Because the script exits with a non-zero status on error, the workflow step fails automatically and prevents the merge of invalid tracker data.

## Summary

- **`verify-pipeline.mjs`** resolves the tracker file via [`data/applications.md`](https://github.com/santifer/career-ops/blob/main/data/applications.md), a root-level fallback, or the `CAREER_OPS_TRACKER` environment variable.
- The script parses every row into a structured record with fields such as `company`, `role`, `status`, `score`, and `report`.
- **Seven core checks** safeguard the pipeline: canonical status validation, duplicate detection, report-link existence, score format enforcement, row-structure integrity, pending TSV detection, and bold-in-score warnings.
- Errors and warnings are tallied throughout execution and summarized at the end (lines 194‑204).
- The process exits with code `1` if any errors are found, making it ideal for CI gates and pre-commit hooks.

## Frequently Asked Questions

### What file does verify-pipeline.mjs check?

The script targets the job tracker, which defaults to [`data/applications.md`](https://github.com/santifer/career-ops/blob/main/data/applications.md) inside the `santifer/career-ops` repository. If that path is missing, it falls back to a root-level [`applications.md`](https://github.com/santifer/career-ops/blob/main/applications.md), or it respects an override via the `CAREER_OPS_TRACKER` environment variable.

### How does the script detect duplicate job applications?

It concatenates the `company` and `role` values for each row, normalizes them to lowercase, and strips non-alphanumeric characters to create a lookup key (lines 113‑129).

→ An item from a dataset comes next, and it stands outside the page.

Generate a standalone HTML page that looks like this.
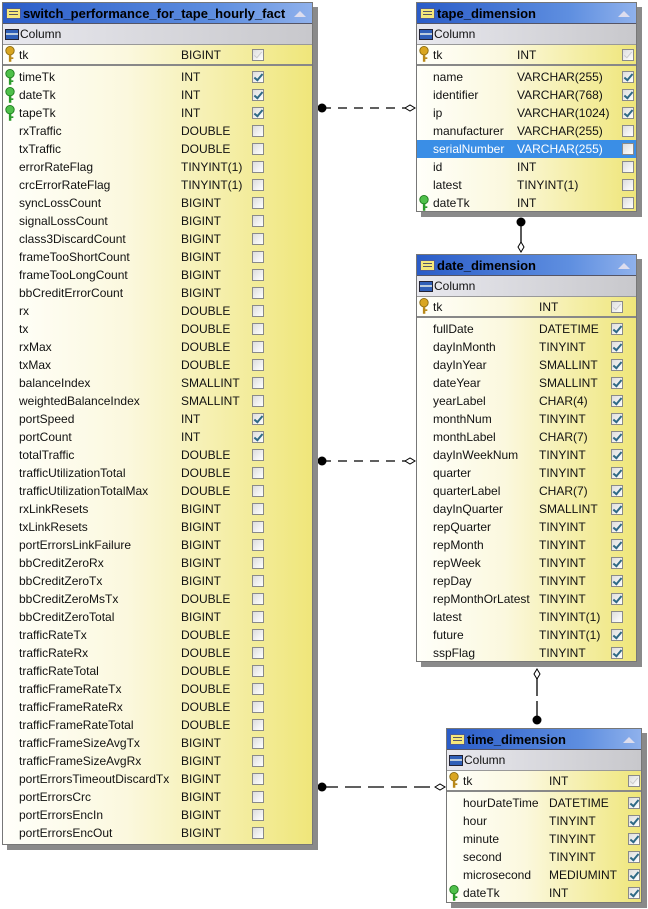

If two or more rows share the same key, the script flags them as possible duplicates.

### What happens when a report link points to a missing file?

During the report-link sanity check (lines 130‑146), the script extracts the markdown hyperlink from the `report` column and verifies the file exists relative to the tracker directory or the repository root. If the file is not found, the script logs an error and ultimately exits with code `1`.

### Can I use verify-pipeline.mjs inside a GitHub Action?

Yes. The script is designed for automation because it returns a non-zero exit code whenever errors are detected. You can invoke it with `npm run verify` or `node verify-pipeline.mjs` as a step in any CI workflow, and the job will fail immediately if the tracker violates any validation rule.